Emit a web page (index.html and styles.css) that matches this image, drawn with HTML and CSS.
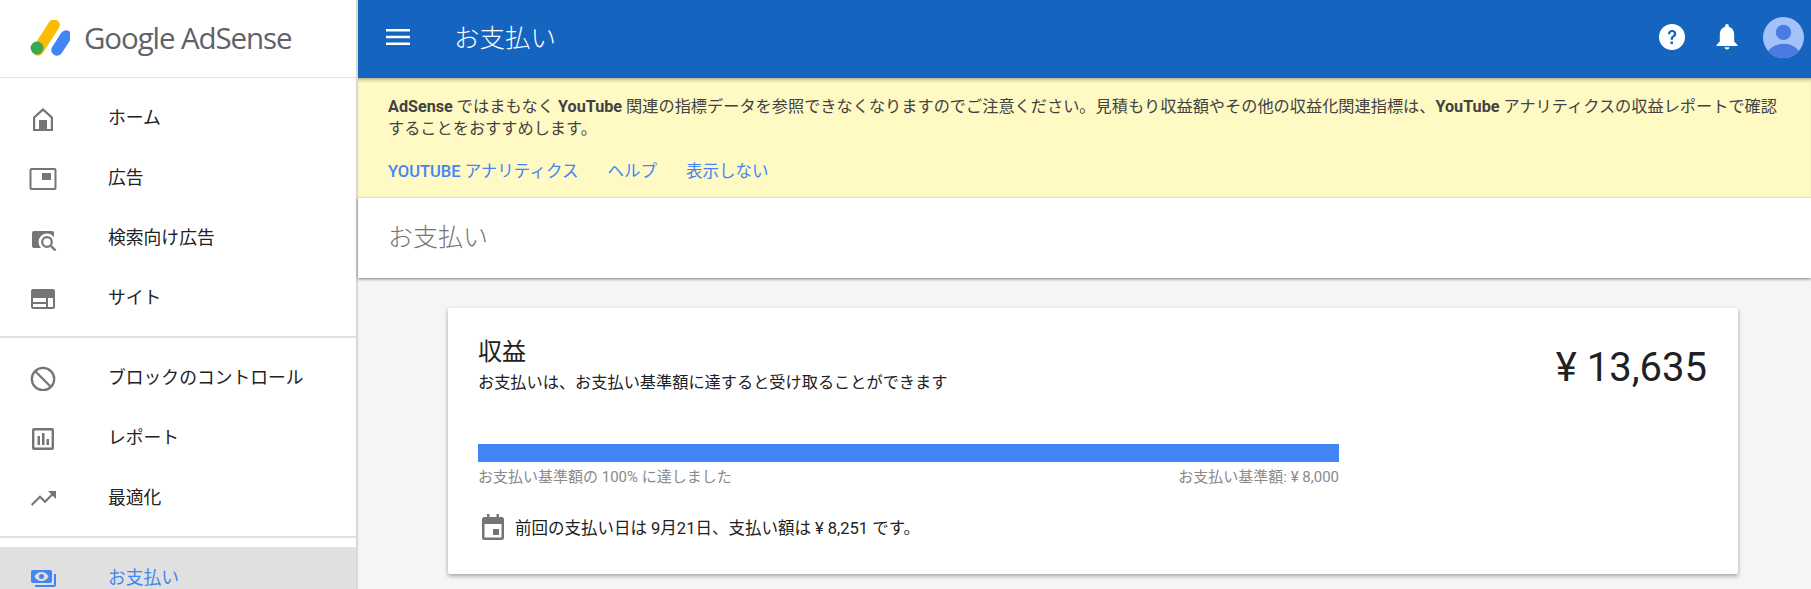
FILE: index.html
```html
<!DOCTYPE html>
<html lang="ja">
<head>
    <meta charset="UTF-8">
    <title>お支払い</title>
    <link rel="stylesheet" href="styles.css">
</head>
<body>
<aside class="sidebar">
    <div class="brand">
        <svg class="brand-mark" viewBox="0 0 40 36" width="40" height="36">
            <path d="M24 5 L8 30" stroke="#fbbc04" stroke-width="11.5" stroke-linecap="round"/>
            <path d="M36 16 L27 30" stroke="#4285f4" stroke-width="11.5" stroke-linecap="round"/>
            <circle cx="7" cy="28" r="6.4" fill="#34a853"/>
        </svg>
        <span class="brand-name">Google AdSense</span>
    </div>
    <nav class="nav">
        <div class="nav-group">
            <a class="nav-item">
                <svg class="nav-icon" viewBox="0 0 28 28"><path fill-rule="evenodd" d="M14 5 24 14V28H4V14zM14 8 6.200 15V26H21.800V15z"/><path d="M10 17h8v9h-8z"/></svg>
                <span>ホーム</span>
            </a>
            <a class="nav-item">
                <svg class="nav-icon" viewBox="0 0 28 28"><path fill-rule="evenodd" d="M2.500 5h23a2 2 0 0 1 2 2v18a2 2 0 0 1-2 2h-23a2 2 0 0 1-2-2V7a2 2 0 0 1 2-2zM2.500 7v18h23V7z"/><path d="M13 10h9v7h-9z"/></svg>
                <span>広告</span>
            </a>
            <a class="nav-item">
                <svg class="nav-icon" viewBox="0 0 28 28">
                    <rect x="3" y="8" width="22" height="17" rx="2"/>
                    <circle cx="18" cy="19" r="8.500" fill="#fff"/>
                    <path d="M22 23l4.500 4.500" stroke="#757575" stroke-width="2.400"/>
                    <circle cx="18" cy="19" r="4.800" fill="#fff" stroke="#757575" stroke-width="2.200"/>
                </svg>
                <span>検索向け広告</span>
            </a>
            <a class="nav-item">
                <svg class="nav-icon" viewBox="0 0 28 28"><path fill-rule="evenodd" d="M4 6h20a2 2 0 0 1 2 2v16a2 2 0 0 1-2 2H4a2 2 0 0 1-2-2V8a2 2 0 0 1 2-2zM4 15v4h13v-4zM4 21v3h13v-3zM19 15v9h5v-9z"/></svg>
                <span>サイト</span>
            </a>
        </div>
        <div class="nav-group">
            <a class="nav-item">
                <svg class="nav-icon" viewBox="0 0 28 28"><circle cx="14" cy="16" r="11.200" fill="none" stroke="#757575" stroke-width="2.300"/><path d="M6 8l16 16" stroke="#757575" stroke-width="2.300"/></svg>
                <span>ブロックのコントロール</span>
            </a>
            <a class="nav-item">
                <svg class="nav-icon" viewBox="0 0 28 28"><path fill-rule="evenodd" d="M5 5h18a2 2 0 0 1 2 2v18a2 2 0 0 1-2 2H5a2 2 0 0 1-2-2V7a2 2 0 0 1 2-2zM5.400 7.400v17.200h17.200V7.400z"/><path d="M8.500 13H11v9H8.500zM13 10h2.500v12H13zM17.500 16H20v6h-2.500z"/></svg>
                <span>レポート</span>
            </a>
            <a class="nav-item">
                <svg class="nav-icon" viewBox="0 0 28 28"><path d="M2.700 22l8.300-8.300 5 5 8-8" fill="none" stroke="#757575" stroke-width="2.100"/><path d="M19 8h8v8z"/></svg>
                <span>最適化</span>
            </a>
        </div>
        <div class="nav-group">
            <a class="nav-item active">
                <svg class="nav-icon" viewBox="0 0 28 28"><path fill-rule="evenodd" d="M4 7h17a2 2 0 0 1 2 2v9a2 2 0 0 1-2 2H4a2 2 0 0 1-2-2V9a2 2 0 0 1 2-2zM12.500 9c-3 0-6 2-7 4.500 1 2.500 4 4.500 7 4.500s6-2 7-4.500c-1-2.500-4-4.500-7-4.500zM12.500 11a2.500 2.500 0 1 1 0 5 2.500 2.500 0 0 1 0-5z"/><path d="M25 11h2v11a2 2 0 0 1-2 2H6v-2h19z"/></svg>
                <span>お支払い</span>
            </a>
        </div>
    </nav>
</aside>

<div class="main">
    <header class="topbar">
        <svg class="menu-icon" viewBox="0 0 24 24" width="24" height="24"><path d="M0 4h24v2.600H0zm0 6.700h24v2.600H0zm0 6.700h24V20H0z"/></svg>
        <div class="topbar-title">お支払い</div>
        <div class="topbar-actions">
            <svg class="action-icon help" viewBox="0 0 26 26" width="26" height="26"><circle cx="13" cy="13" r="13"/><path class="question" d="M8.800 10.200C8.900 7.700 10.700 6 13.200 6c2.400 0 4.100 1.500 4.100 3.700 0 1.600-.8 2.500-2 3.400-1 .8-1.300 1.200-1.300 2.600h-2.400c0-2 .5-2.900 1.800-3.900 1-.8 1.500-1.300 1.500-2.100 0-1-.7-1.700-1.800-1.700-1.100 0-1.900.8-2 2.200zM11.500 17.500H14V20h-2.500z"/></svg>
            <svg class="action-icon bell" viewBox="0 0 22 26" width="22" height="26"><path d="M11 0c1 0 1.800.8 1.800 1.800v1C16.600 3.800 18.200 7 18.200 11v6.500L21.500 21v1H.5v-1l3.300-3.500V11c0-4 1.600-7.200 5.400-8.200v-1C9.200.8 10 0 11 0zM8.600 23.300h4.800C13.300 24.800 12.300 25.500 11 25.500s-2.300-.7-2.400-2.200z"/></svg>
            <svg class="avatar" viewBox="0 0 40 40" width="41" height="41">
                <defs><clipPath id="avatar-clip"><circle cx="20" cy="20" r="20"/></clipPath></defs>
                <circle cx="20" cy="20" r="20" fill="#a3c2fa"/>
                <g clip-path="url(#avatar-clip)" fill="#4a7be0">
                    <circle cx="20" cy="15" r="7.500"/>
                    <ellipse cx="20" cy="40" rx="17" ry="14"/>
                </g>
            </svg>
        </div>
    </header>

    <section class="notice">
        <p class="notice-line"><b>AdSense</b> ではまもなく <b>YouTube</b> 関連の指標データを参照できなくなりますのでご注意ください。見積もり収益額やその他の収益化関連指標は、<b>YouTube</b> アナリティクスの収益レポートで確認</p>
        <p class="notice-line">することをおすすめします。</p>
        <div class="notice-links">
            <a><b>YOUTUBE</b> アナリティクス</a>
            <a>ヘルプ</a>
            <a>表示しない</a>
        </div>
    </section>

    <div class="page-title">お支払い</div>

    <div class="content">
        <section class="card">
            <div class="card-head">
                <div>
                    <h2 class="card-title">収益</h2>
                    <p class="card-sub">お支払いは、お支払い基準額に達すると受け取ることができます</p>
                </div>
                <div class="amount">¥ 13,635</div>
            </div>
            <div class="progress">
                <div class="progress-bar"><div class="progress-fill" style="width: 100%"></div></div>
                <div class="progress-labels">
                    <span>お支払い基準額の 100% に達しました</span>
                    <span>お支払い基準額: ¥ 8,000</span>
                </div>
            </div>
            <div class="last-payment">
                <svg class="calendar" viewBox="0 0 22 26" width="22" height="26"><path d="M5 0h2.500v3h7V0H17v3h2.500A2.500 2.500 0 0 1 22 5.500v18a2.500 2.500 0 0 1-2.500 2.500h-17A2.500 2.500 0 0 1 0 23.500v-18A2.500 2.500 0 0 1 2.500 3H5zM2.500 10v13.500h17V10zM11 15h6v6h-6z"/></svg>
                <span>前回の支払い日は 9月21日、支払い額は ¥ 8,251 です。</span>
            </div>
        </section>
    </div>
</div>
</body>
</html>
```

FILE: styles.css
```css
* {
    margin: 0;
    padding: 0;
    box-sizing: border-box;
}

body {
    font-family: Roboto, "Noto Sans CJK JP", sans-serif;
    height: 100vh;
    display: flex;
    overflow: hidden;
    background: #f5f5f5;
    color: #212121;
}

/* sidebar */
.sidebar {
    width: 358px;
    flex-shrink: 0;
    background: #fff;
    border-right: 2px solid #d8d8d8;
}

.brand {
    height: 78px;
    display: flex;
    align-items: center;
    padding: 0 0 2px 30px;
    border-bottom: 1px solid #e0e0e0;
}

.brand-mark {
    width: 40px;
    height: 36px;
    margin-right: 14px;
}

.brand-name {
    font-family: "Open Sans", sans-serif;
    font-size: 29.500px;
    font-weight: 500;
    letter-spacing: -1.100px;
    color: #5f6368;
}

.nav-group {
    padding: 9px 0;
    border-bottom: 2px solid #e0e0e0;
}

.nav-group:last-child {
    border-bottom: 0;
}

.nav-item {
    height: 60px;
    display: flex;
    align-items: center;
    padding-left: 29px;
    font-size: 17.800px;
}

.nav-item span {
    margin-top: -2px;
}

.nav-icon {
    width: 28px;
    height: 28px;
    margin-right: 51px;
    fill: #757575;
}

.nav-item.active {
    background: #e0e0e0;
    color: #4285f4;
}

.nav-item.active .nav-icon {
    fill: #4285f4;
}

/* main column */
.main {
    flex: 1;
    min-width: 0;
}

.topbar {
    height: 78px;
    display: flex;
    align-items: center;
    background: #1565c0;
    color: #fff;
    padding: 0 7px 4px 28px;
}

.menu-icon {
    fill: #fff;
    margin-right: 44px;
}

.topbar-title {
    font-size: 25.500px;
    font-weight: 300;
    margin-bottom: 3px;
}

.topbar-actions {
    margin-left: auto;
    display: flex;
    align-items: center;
}

.action-icon {
    fill: #fff;
}

.help {
    margin-right: 31px;
}

.bell {
    margin-right: 25px;
}

.question {
    fill: #1565c0;
}

.notice {
    height: 120px;
    background: #fff9c4;
    padding: 18px 30px 0;
    color: #424242;
    box-shadow: inset 0 4px 4px -3px rgba(0, 0, 0, 0.4);
}

.notice-line {
    font-size: 16.200px;
    line-height: 22px;
}

.notice-links {
    display: flex;
    gap: 29px;
    margin-top: 18px;
    font-size: 16.500px;
    color: #4285f4;
}

.notice-links b {
    font-weight: 500;
}

.page-title {
    height: 80px;
    line-height: 80px;
    padding-left: 30px;
    background: #fff;
    font-size: 25px;
    font-weight: 300;
    color: #757575;
    box-shadow: 0 1px 3px rgba(0, 0, 0, 0.5);
}

.content {
    padding: 30px 73px 0 90px;
}

.card {
    height: 266px;
    background: #fff;
    border-radius: 2px;
    box-shadow: 0 2px 4px rgba(0, 0, 0, 0.35);
    padding: 27px 31px 0 30px;
}

.card-head {
    display: flex;
    justify-content: space-between;
    align-items: flex-start;
}

.card-title {
    font-size: 24px;
    font-weight: 400;
    line-height: 34px;
}

.card-sub {
    font-size: 16.200px;
    line-height: 24px;
    margin-top: 2px;
}

.amount {
    font-size: 40px;
    font-weight: 400;
    line-height: 60px;
    margin-top: 3px;
}

.progress {
    width: 861px;
    margin-top: 46px;
}

.progress-bar {
    height: 18px;
    background: #e0e0e0;
}

.progress-fill {
    height: 100%;
    background: #4285f4;
}

.progress-labels {
    display: flex;
    justify-content: space-between;
    margin-top: 3px;
    font-size: 15px;
    color: #8a8a8a;
}

.last-payment {
    display: flex;
    align-items: center;
    margin-top: 28px;
    padding-left: 4px;
    font-size: 16.500px;
}

.calendar {
    fill: #757575;
    margin-right: 11px;
}
```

* [Problem to work on]:
Check every line for "index" and show the ones that have it.

* [Solution for this task]:
Emit a web page (index.html and styles.css) that matches this image, drawn with HTML and CSS.
FILE: index.html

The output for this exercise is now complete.